§ Given information
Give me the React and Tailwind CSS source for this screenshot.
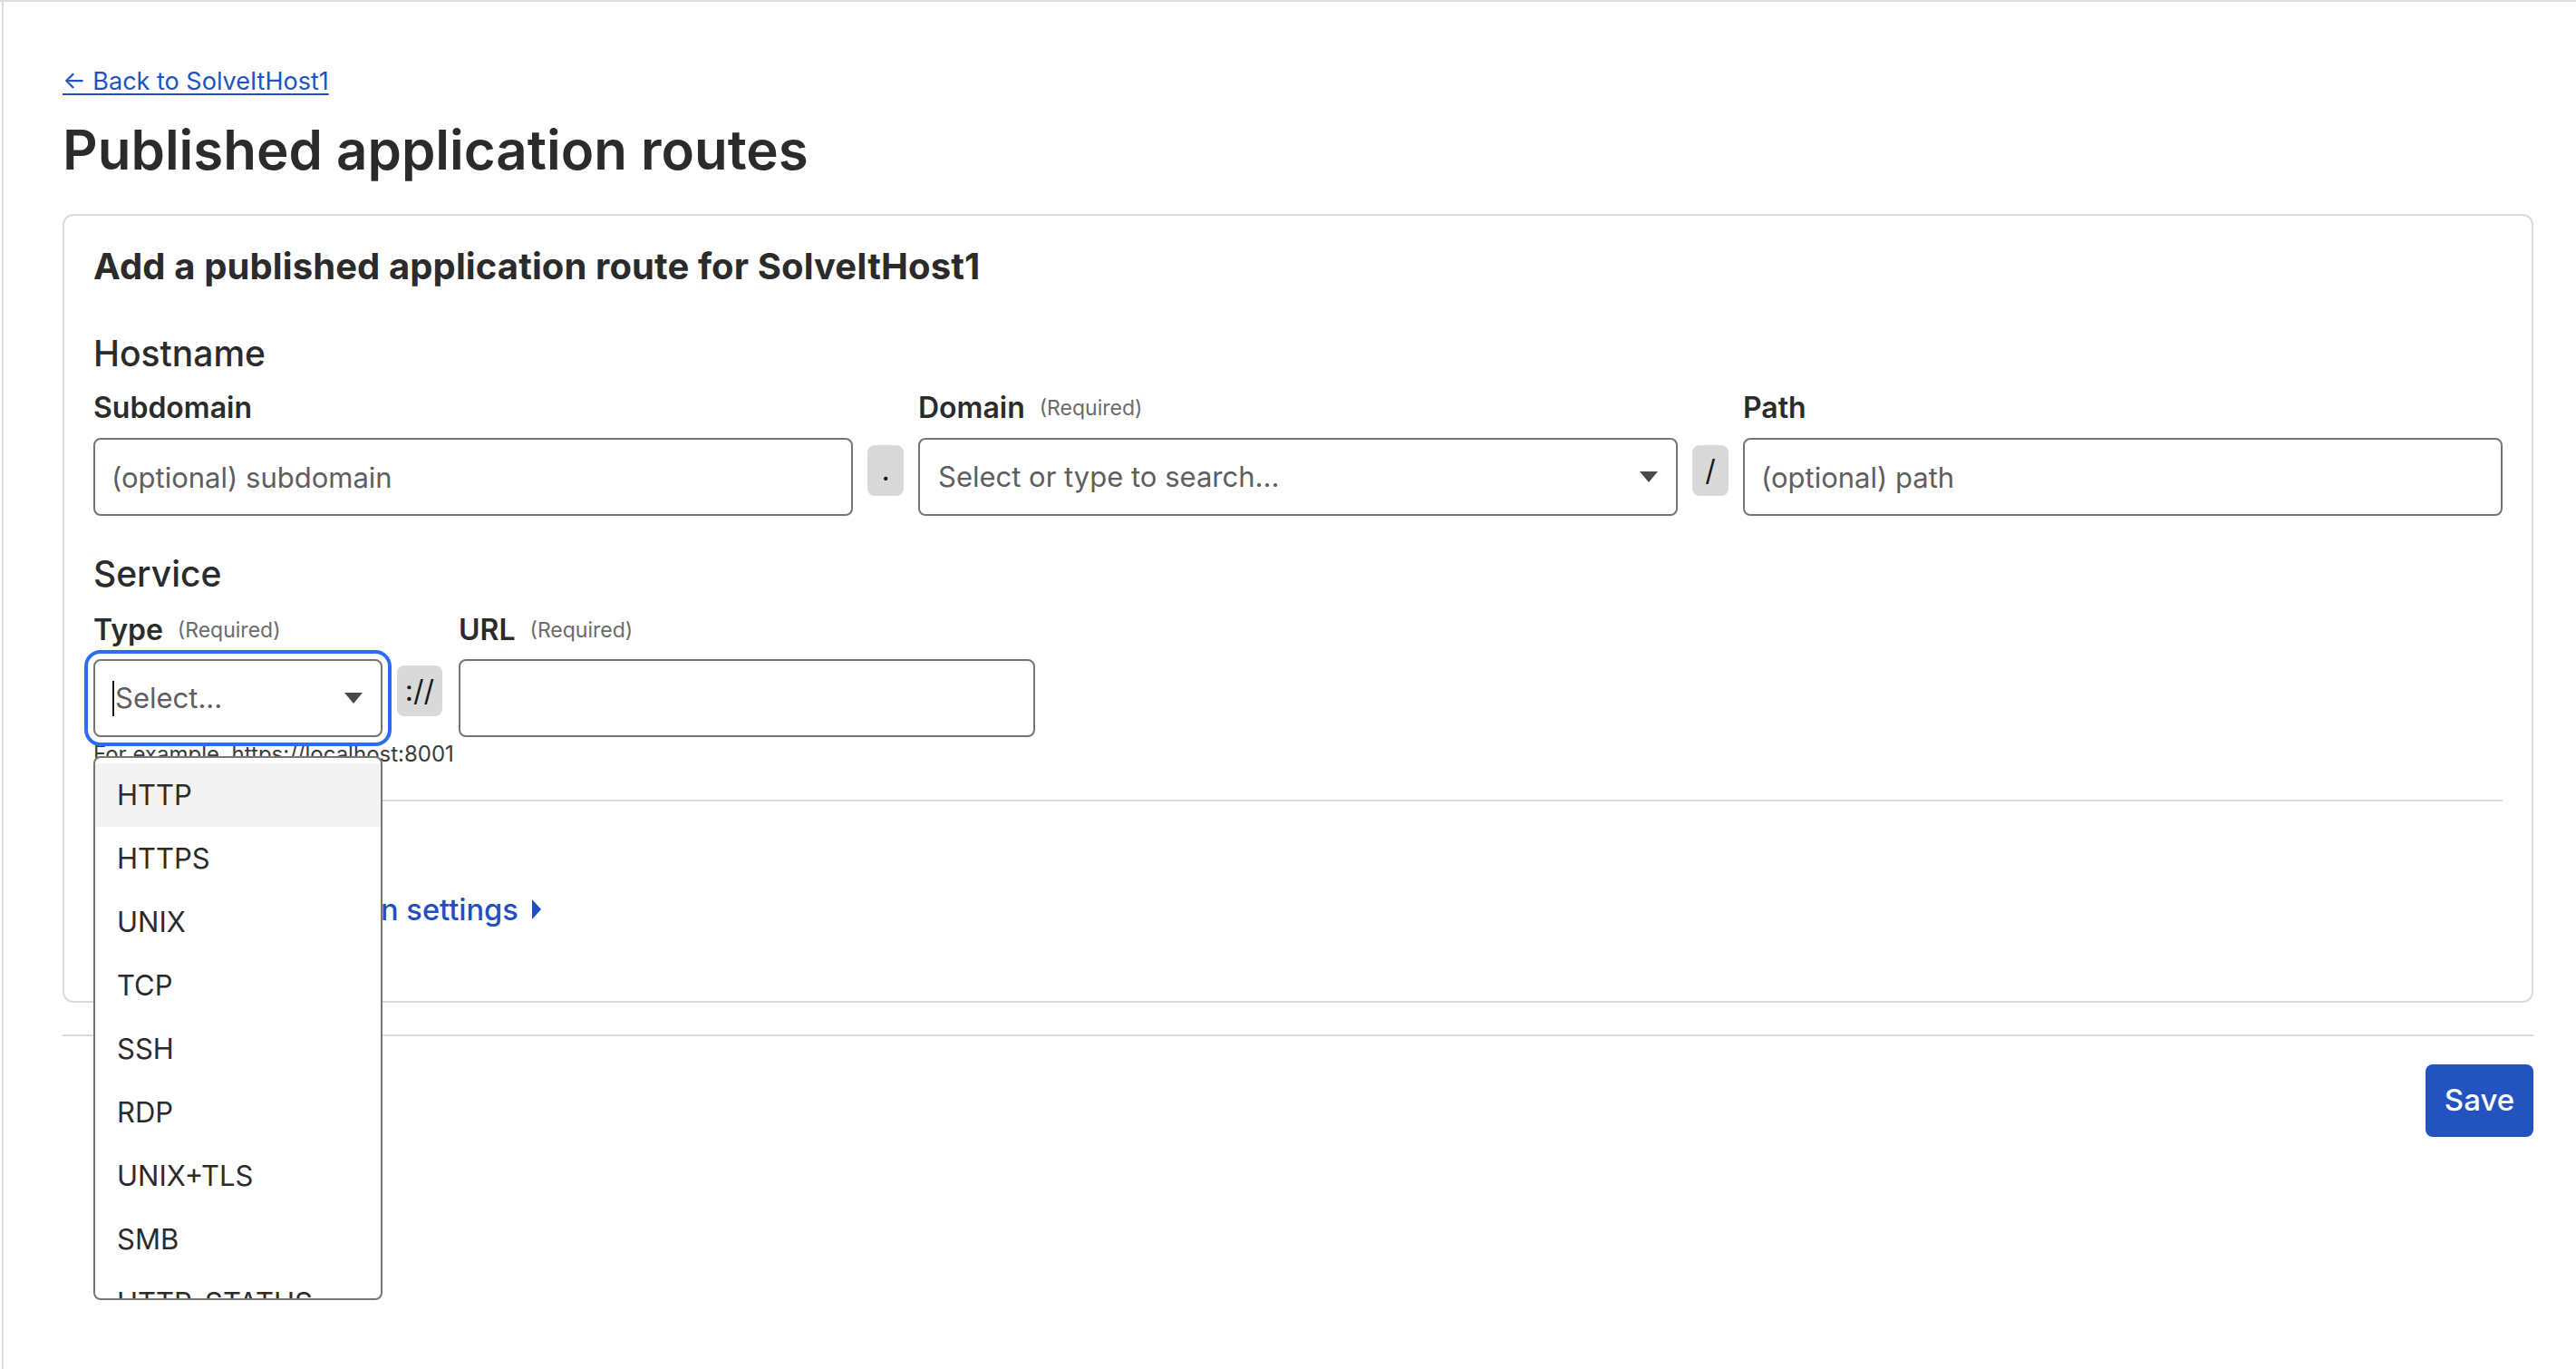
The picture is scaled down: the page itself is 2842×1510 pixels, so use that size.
const TYPES = ["HTTP", "HTTPS", "UNIX", "TCP", "SSH", "RDP", "UNIX+TLS", "SMB", "HTTP_STATUS", "BASTION"];

function Caret({ className }) {
  return (
    <svg className={className} width="20" height="12" viewBox="0 0 20 12">
      <path d="M0 0 H20 L10 12 Z" fill="#4a4a4a" />
    </svg>
  );
}

function Label({ children, required }) {
  return (
    <div className="flex items-center h-[40px] text-[32px] leading-[40px] font-semibold text-[#2b2b2b]">
      {children}
      {required && <span className="ml-[16px] text-[23px] font-normal text-[#6b6b6b]">(Required)</span>}
    </div>
  );
}

function Sep({ children, w = "w-[40px]", top = "mt-[61px]" }) {
  return (
    <div className={`${top} ${w} h-[56px] shrink-0 rounded-[8px] bg-[#d9d9d9] flex items-center justify-center text-[32px] text-[#1a1a1a]`}>
      {children}
    </div>
  );
}

export default function App() {
  return (
    <div className="min-h-[1510px] border-t-2 border-[#dcdcdc] pl-[2px] font-['Inter','Noto_Sans',sans-serif] text-[#2b2b2b] bg-white">
      <div className="min-h-[1508px] border-l-2 border-[#dcdcdc] pl-[65px] pr-[47px] pt-[68px]">
        <a href="#" className="block w-fit text-[27px] leading-[40px] text-[#2152c3] underline underline-offset-[4px]">
          ← Back to SolveItHost1
        </a>
        <h1 className="mt-[21px] text-[60px] leading-[68px] font-semibold text-[#2b2b2b]">
          Published application routes
        </h1>

        <div className="mt-[37px] rounded-[12px] border-2 border-[#dadada] px-[32px] pt-[32px] pb-[81px]">
          <h2 className="text-[40px] leading-[48px] font-bold tracking-[0.1px]">
            Add a published application route for SolveItHost1
          </h2>

          <h3 className="mt-[46px] text-[39px] leading-[52px] font-medium">Hostname</h3>
          <div className="mt-[14px] flex items-start gap-[16px]">
            <div className="flex-1">
              <Label>Subdomain</Label>
              <input
                placeholder="(optional) subdomain"
                className="mt-[13px] w-full h-[86px] rounded-[8px] border-2 border-[#757575] px-[18px] text-[31px] outline-none placeholder:text-[#5e5e5e]"
              />
            </div>
            <Sep>.</Sep>
            <div className="flex-1">
              <Label required>Domain</Label>
              <div className="mt-[13px] h-[86px] rounded-[8px] border-2 border-[#757575] pl-[20px] pr-[20px] flex items-center justify-between text-[31px] text-[#5e5e5e]">
                <span>Select or type to search...</span>
                <Caret />
              </div>
            </div>
            <Sep>/</Sep>
            <div className="flex-1">
              <Label>Path</Label>
              <input
                placeholder="(optional) path"
                className="mt-[13px] w-full h-[86px] rounded-[8px] border-2 border-[#757575] px-[18px] text-[31px] outline-none placeholder:text-[#5e5e5e]"
              />
            </div>
          </div>

          <h3 className="mt-[38px] text-[39px] leading-[52px] font-medium">Service</h3>
          <div className="mt-[16px] flex items-start">
            <div className="relative w-[319px] shrink-0">
              <Label required>Type</Label>
              <div className="mt-[12px] h-[86px] rounded-[8px] border-2 border-[#757575] outline-4 outline-offset-[6px] outline-[#2c6cf3] pl-[19px] pr-[20px] flex items-center justify-between text-[31px] text-[#5e5e5e]">
                <span className="flex items-center">
                  <span className="mr-[1px] h-[39px] w-[2px] bg-[#1a1a1a]" />
                  Select...
                </span>
                <Caret />
              </div>
              <div className="absolute left-0 top-[159px] z-10 w-[319px] h-[600px] overflow-hidden rounded-[8px] border-2 border-[#767676] bg-white pt-[6px]">
                {TYPES.map((t, i) => (
                  <div
                    key={t}
                    className={`h-[70px] flex items-center pl-[24px] text-[31px] text-[#2b2b2b] ${i === 0 ? "bg-[#f2f2f2]" : ""}`}
                  >
                    {t}
                  </div>
                ))}
              </div>
            </div>
            <Sep w="w-[50px]" top="mt-[59px] ml-[16px] h-[55px]">://</Sep>
            <div className="ml-[18px] w-[636px] shrink-0">
              <Label required>URL</Label>
              <input className="mt-[12px] w-full h-[86px] rounded-[8px] border-2 border-[#757575] px-[18px] text-[31px] outline-none" />
            </div>
          </div>
          <p className="mt-[5px] text-[24px] leading-[28px] text-[#3a3a3a]">For example, https://localhost:8001</p>

          <div className="mt-[36px] h-[2px] bg-[#dadada]" />

          <a href="#" className="mt-[99px] flex w-fit items-center gap-[15px] text-[32.6px] leading-[40px] font-medium text-[#1f4fc1]">
            Additional application settings
            <svg width="10" height="22" viewBox="0 0 10 22">
              <path d="M0 0 L10 11 L0 22 Z" fill="#1f4fc1" />
            </svg>
          </a>
        </div>

        <div className="mt-[35px] h-[2px] bg-[#dadada]" />
        <div className="mt-[31px] flex justify-end">
          <button className="w-[119px] h-[80px] rounded-[8px] bg-[#2353be] text-white text-[33px] font-medium">Save</button>
        </div>
      </div>
    </div>
  );
}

§ Brief
Return the material word for word. Pictures are not part of the copy.

§ Task response
Give me the React and Tailwind CSS source for this screenshot.
The picture is scaled down: the page itself is 2842×1510 pixels, so use that size.
const TYPES = ["HTTP", "HTTPS", "UNIX", "TCP", "SSH", "RDP", "UNIX+TLS", "SMB", "HTTP_STATUS", "BASTION"];

function Caret({ className }) {
  return (
    <svg className={className} width="20" height="12" viewBox="0 0 20 12">
      <path d="M0 0 H20 L10 12 Z" fill="#4a4a4a" />
    </svg>
  );
}

function Label({ children, required }) {
  return (
    <div className="flex items-center h-[40px] text-[32px] leading-[40px] font-semibold text-[#2b2b2b]">
      {children}
      {required && <span className="ml-[16px] text-[23px] font-normal text-[#6b6b6b]">(Required)</span>}
    </div>
  );
}

function Sep({ children, w = "w-[40px]", top = "mt-[61px]" }) {
  return (
    <div className={`${top} ${w} h-[56px] shrink-0 rounded-[8px] bg-[#d9d9d9] flex items-center justify-center text-[32px] text-[#1a1a1a]`}>
      {children}
    </div>
  );
}

export default function App() {
  return (
    <div className="min-h-[1510px] border-t-2 border-[#dcdcdc] pl-[2px] font-['Inter','Noto_Sans',sans-serif] text-[#2b2b2b] bg-white">
      <div className="min-h-[1508px] border-l-2 border-[#dcdcdc] pl-[65px] pr-[47px] pt-[68px]">
        <a href="#" className="block w-fit text-[27px] leading-[40px] text-[#2152c3] underline underline-offset-[4px]">
          ← Back to SolveItHost1
        </a>
        <h1 className="mt-[21px] text-[60px] leading-[68px] font-semibold text-[#2b2b2b]">
          Published application routes
        </h1>

        <div className="mt-[37px] rounded-[12px] border-2 border-[#dadada] px-[32px] pt-[32px] pb-[81px]">
          <h2 className="text-[40px] leading-[48px] font-bold tracking-[0.1px]">
            Add a published application route for SolveItHost1
          </h2>

          <h3 className="mt-[46px] text-[39px] leading-[52px] font-medium">Hostname</h3>
          <div className="mt-[14px] flex items-start gap-[16px]">
            <div className="flex-1">
              <Label>Subdomain</Label>
              <input
                placeholder="(optional) subdomain"
                className="mt-[13px] w-full h-[86px] rounded-[8px] border-2 border-[#757575] px-[18px] text-[31px] outline-none placeholder:text-[#5e5e5e]"
              />
            </div>
            <Sep>.</Sep>
            <div className="flex-1">
              <Label required>Domain</Label>
              <div className="mt-[13px] h-[86px] rounded-[8px] border-2 border-[#757575] pl-[20px] pr-[20px] flex items-center justify-between text-[31px] text-[#5e5e5e]">
                <span>Select or type to search...</span>
                <Caret />
              </div>
            </div>
            <Sep>/</Sep>
            <div className="flex-1">
              <Label>Path</Label>
              <input
                placeholder="(optional) path"
                className="mt-[13px] w-full h-[86px] rounded-[8px] border-2 border-[#757575] px-[18px] text-[31px] outline-none placeholder:text-[#5e5e5e]"
              />
            </div>
          </div>

          <h3 className="mt-[38px] text-[39px] leading-[52px] font-medium">Service</h3>
          <div className="mt-[16px] flex items-start">
            <div className="relative w-[319px] shrink-0">
              <Label required>Type</Label>
              <div className="mt-[12px] h-[86px] rounded-[8px] border-2 border-[#757575] outline-4 outline-offset-[6px] outline-[#2c6cf3] pl-[19px] pr-[20px] flex items-center justify-between text-[31px] text-[#5e5e5e]">
                <span className="flex items-center">
                  <span className="mr-[1px] h-[39px] w-[2px] bg-[#1a1a1a]" />
                  Select...
                </span>
                <Caret />
              </div>
              <div className="absolute left-0 top-[159px] z-10 w-[319px] h-[600px] overflow-hidden rounded-[8px] border-2 border-[#767676] bg-white pt-[6px]">
                {TYPES.map((t, i) => (
                  <div
                    key={t}
                    className={`h-[70px] flex items-center pl-[24px] text-[31px] text-[#2b2b2b] ${i === 0 ? "bg-[#f2f2f2]" : ""}`}
                  >
                    {t}
                  </div>
                ))}
              </div>
            </div>
            <Sep w="w-[50px]" top="mt-[59px] ml-[16px] h-[55px]">://</Sep>
            <div className="ml-[18px] w-[636px] shrink-0">
              <Label required>URL</Label>
              <input className="mt-[12px] w-full h-[86px] rounded-[8px] border-2 border-[#757575] px-[18px] text-[31px] outline-none" />
            </div>
          </div>
          <p className="mt-[5px] text-[24px] leading-[28px] text-[#3a3a3a]">For example, https://localhost:8001</p>

          <div className="mt-[36px] h-[2px] bg-[#dadada]" />

          <a href="#" className="mt-[99px] flex w-fit items-center gap-[15px] text-[32.6px] leading-[40px] font-medium text-[#1f4fc1]">
            Additional application settings
            <svg width="10" height="22" viewBox="0 0 10 22">
              <path d="M0 0 L10 11 L0 22 Z" fill="#1f4fc1" />
            </svg>
          </a>
        </div>

        <div className="mt-[35px] h-[2px] bg-[#dadada]" />
        <div className="mt-[31px] flex justify-end">
          <button className="w-[119px] h-[80px] rounded-[8px] bg-[#2353be] text-white text-[33px] font-medium">Save</button>
        </div>
      </div>
    </div>
  );
}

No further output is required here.